For RabbitMQ there are 3 potential ways of implementing:
-
Manually define a single-node statefulset as a 1:1 copy of faf-stack.
-
A Helm chart from Bitnami
-
Deploying the RabbitMQ operator
Decision: We’ll run for the Bitnami helm charts. It is really awesome configurable so that it can read our secrets, so the template can be perfectly configure. This simplifies coding compared to a manual stefulset. The RabbitMQ operator seems much more complex for now.
-
We want to give access to multiple people with potentially different permissions.
-
Handing out service account certificates is quite annoying.
-
An SSO login via OIDC is preferred and supported by K8s / K3s.
-
The preferred identity provider would be Github as all developers are there and its outside the system itself.
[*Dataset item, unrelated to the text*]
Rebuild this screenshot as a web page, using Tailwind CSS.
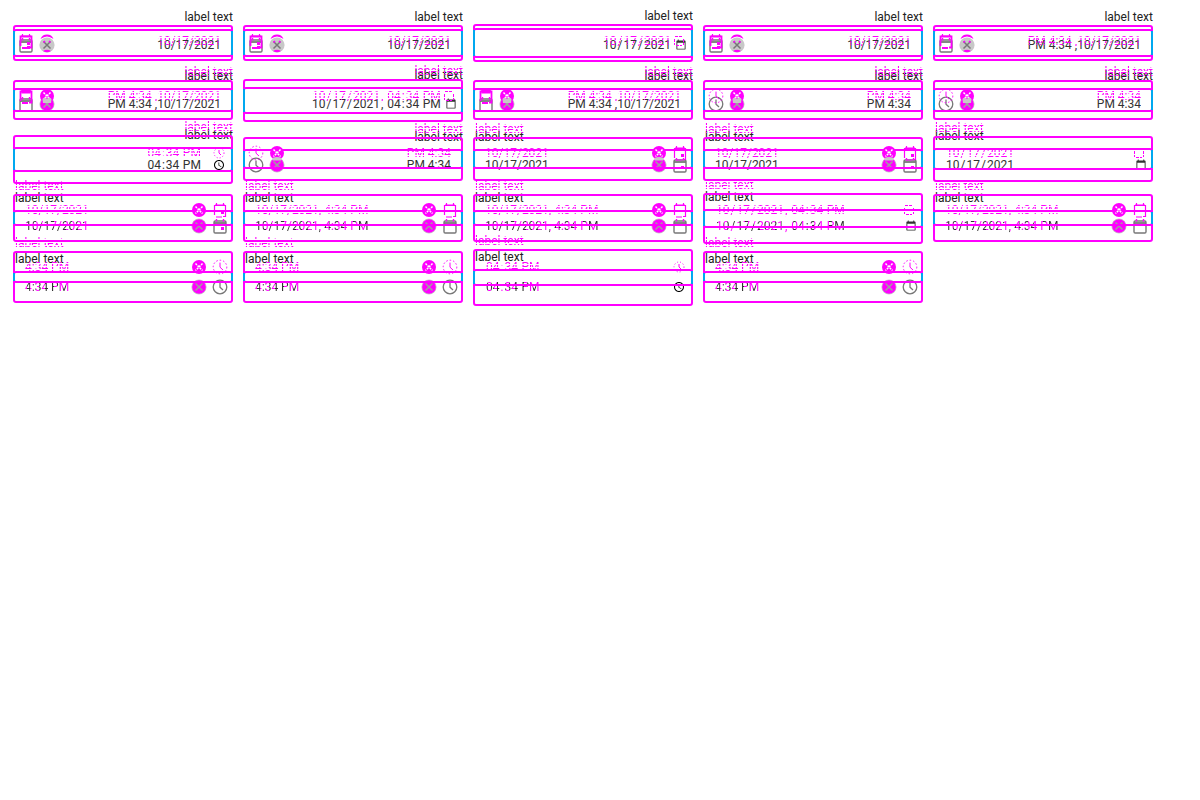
<!DOCTYPE html>
<html lang="en">
<head>
<meta charset="utf-8">
<title>Date and time fields: layout comparison</title>
<script src="https://cdn.jsdelivr.net/npm/@tailwindcss/browser@4"></script>
</head>
<body class="bg-white font-['Roboto','Liberation_Sans',sans-serif] text-xs text-[#222]">
<main class="grid pt-2 pr-[47px] pl-[13px]">
  <section id="current" aria-label="Current fields" class="grid grid-cols-5 grid-rows-[54px_56px_58px_56px_58px] items-center content-start gap-x-2.5 gap-y-1 [grid-area:1/1]"></section>
  <section id="previous" aria-hidden="true" class="pointer-events-none grid grid-cols-5 grid-rows-[50px_52px_54px_52px_54px] items-center content-start gap-x-2.5 gap-y-1 [grid-area:1/1]"></section>
</main>
<script>
const fields = [
  ['rtl','date'],['rtl','date'],['rtl','date',1],['rtl','date'],['rtl','dt'],
  ['rtl','dt'],['rtl','dt',1],['rtl','dt'],['rtl','time'],['rtl','time'],
  ['rtl','time',1],['rtl','time'],['ltr','date'],['ltr','date'],['ltr','date',1],
  ['ltr','date'],['ltr','dt'],['ltr','dt'],['ltr','dt',1],['ltr','dt'],
  ['ltr','time'],['ltr','time'],['ltr','time',1],['ltr','time']
];
const text = {
  ltr: {date:'10/17/2021', dt:'10/17/2021, 4:34 PM', time:'4:34 PM'},
  rtl: {date:'10/17/2021', dt:'PM 4:34 ,10/17/2021', time:'PM 4:34'}
};
const native = {
  date: ['date','2021-10-17','h-[34px]'],
  dt: ['datetime-local','2021-10-17T16:34','h-[35px]'],
  time: ['time','16:34','h-[37px]']
};
// Changed pixels: magenta text with every third pixel row left out
const dots = 'text-[#f0f] [mask-image:repeating-linear-gradient(0deg,#000_0_2px,transparent_2px_3px)]';
// Partly changed text: dark glyphs with magenta stripes
const mixed = 'bg-[repeating-linear-gradient(90deg,#333_0_3px,#f0f_3px_6px)] bg-clip-text text-transparent';

function calendar(day, ghost, row) {
  if (ghost) return `<svg viewBox="0 0 16 16" class="size-4" fill="none" stroke="#f0f" stroke-width="1.2">
    <path d="M2.5 13V3.5H13.5V14.5H11M4 15H10" ${row > 1 ? '' : 'stroke-width="1.8"'}/><path d="M4.5 1V3.5M11.5 1V3.5M3 3H13"/>
    ${row === 1 ? '<path d="M4 2.5H12V5H4Z" fill="#f0f"/>' : ''}
    ${day ? '<rect x="9" y="9" width="3" height="3" fill="#f0f" stroke="none"/>' : ''}</svg>`;
  return `<svg viewBox="0 0 16 16" class="size-4" fill="none" stroke="#777" stroke-width="1.4">
    <rect x="2" y="3" width="12" height="12" rx="1.2"/><path d="M2 5H14" stroke-width="1.8"/><path d="M4.5 1V3.5M11.5 1V3.5" stroke="#f0f"/>
    ${day ? '<rect x="9" y="9" width="3" height="3" fill="#f0f" stroke="none"/>' : ''}</svg>`;
}
function clock(ghost) {
  return `<svg viewBox="0 0 16 16" class="size-4" fill="none" stroke="${ghost ? '#f0f' : '#777'}" stroke-width="${ghost ? 1 : 1.3}">
    <circle cx="8" cy="8" r="6.8" ${ghost ? 'stroke-dasharray="1.5 2"' : ''}/><path d="M8 3.6V8.2L11 11"/></svg>`;
}
function clear(row, ghost) {
  const cross = 'M4.5 4.5L11.5 11.5M11.5 4.5L4.5 11.5';
  if (ghost) {
    if (!row) return `<svg viewBox="0 0 16 16" class="size-4"><path d="M1.5 6A7 7 0 0 1 14.5 6Q11 3.5 8 3.5T1.5 6Z" fill="#f0f"/><path d="M4.5 9.5L6 8M10 8L11.5 9.5" stroke="#f0f" stroke-width="1.5"/></svg>`;
    return `<svg viewBox="0 0 16 16" class="size-4"><circle cx="8" cy="8" r="7" fill="#f0f"/><path d="${cross}" stroke="#fff" stroke-width="1.5" stroke-dasharray="2 1"/>
      ${row === 1 ? '<path d="M3.5 11Q6 8 8 11Q10 8 12.5 11L12 15H4Z" fill="#c8c8c8"/>' : ''}${row === 2 ? '<path d="M3.5 13Q8 11 12.5 13L12 15.5H4Z" fill="#c8c8c8"/>' : ''}</svg>`;
  }
  return `<svg viewBox="0 0 16 16" class="size-4"><circle cx="8" cy="8" r="7.6" fill="#c8c8c8"/>
    ${row ? '<circle cx="8" cy="8" r="6.8" fill="#f0f"/>' : '<path d="M4 14Q8 11.5 12 14Q8 16.5 4 14Z" fill="#f0f"/>'}
    <path d="${cross}" stroke="${row ? '#a0a0a0' : '#777'}" stroke-width="1.5"/></svg>`;
}
function smallIcon(kind) {
  const shape = kind === 'time'
    ? '<circle cx="6" cy="6" r="5" stroke-dasharray="1 2"/><path d="M6 3V6L8 8"/>'
    : '<path d="M2 1.5H10M1.5 4V10M10.5 4V10M3 10.5H9" stroke-dasharray="3 1"/>';
  return `<svg viewBox="0 0 12 12" class="absolute right-1.5 size-3" fill="none" stroke="#f0f">${shape}</svg>`;
}
function cell([dir, kind, isNative], i, ghost) {
  const row = Math.floor(i / 5), rtl = dir === 'rtl';
  const shift = 4 * (row + 1);
  const labelClass = `block h-4 leading-4 ${rtl ? 'text-right' : 'pl-0.5 text-left'}`;
  const label = ghost
    ? `<div class="${labelClass} ${dots}">${row ? 'label text' : ''}</div>`
    : `<label for="field-${i}" class="${labelClass} mb-1">label text</label>`;
  const [type, value, height] = isNative ? native[kind] : ['text', text[dir][kind], 'h-8'];
  const color = ghost ? dots : row > 2 ? mixed : 'text-[#333]';
  const id = ghost ? 'tabindex="-1"' : `id="field-${i}"`;
  let inner;
  if (isNative) {
    const picker = (ghost ? '[&::-webkit-calendar-picker-indicator]:opacity-0 ' : kind === 'time' ? '' : '[&::-webkit-calendar-picker-indicator]:opacity-80 ')
      + (rtl && kind !== 'time' ? '[&::-webkit-calendar-picker-indicator]:-ml-5' : '');
    inner = `<input ${id} type="${type}" value="${value}" class="outline-none ${rtl ? 'ml-auto' : 'w-full'} ${color} ${picker}">${ghost ? smallIcon(kind) : ''}`;
  } else {
    const box = ghost ? 'span' : 'button';
    const attr = n => ghost ? '' : `type="button" aria-label="${n}"`;
    inner = `<input ${id} type="text" value="${value}" class="min-w-0 flex-1 px-2.5 outline-none ${rtl ? 'text-right' : ''} ${color}">
      <${box} ${attr('Clear')} class="shrink-0">${clear(row, ghost)}</${box}>
      <${box} ${attr('Open picker')} class="shrink-0">${kind === 'time' ? clock(ghost) : calendar(kind === 'date', ghost, row)}</${box}>`;
  }
  const layout = isNative ? 'pr-0.5 pl-2.5' : rtl ? 'flex-row-reverse gap-[5px] pl-[3px]' : 'gap-[5px] pr-[3px]';
  // Stretch of the side borders that both layers share
  const overlap = ghost ? `<span class="absolute -inset-x-0.5 bottom-0 border-x-2 border-[#00a8f0]" style="height:calc(100% - ${shift}px)"></span>` : '';
  return `<div>${label}<div class="relative flex items-center rounded-[3px] border-2 border-[#f0f] ${height} ${layout}">${overlap}${inner}</div></div>`;
}
document.getElementById('current').innerHTML = fields.map((f, i) => cell(f, i, false)).join('');
document.getElementById('previous').innerHTML = fields.map((f, i) => cell(f, i, true)).join('');
</script>
</body>
</html>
Unfortunately Gitlab only supports OAuth2 and not OIDC.
-
Google accounts would be an alternative, but we don’t want to force people on Google.
-
We’ll use FAFs custom login instead.
-
As a fallback (in case the FAF login is broken) we still have the main service account.
-
-
RBAC t.b.d.
-
No service shall go live if its initial configuration or installation can’t be scripted.
-
Everything must be runnable on a single-node cluster.
-
Scripts shall be idempotent / re-runnable without fatal consequences. We will use k8s annotations to keep track of the state.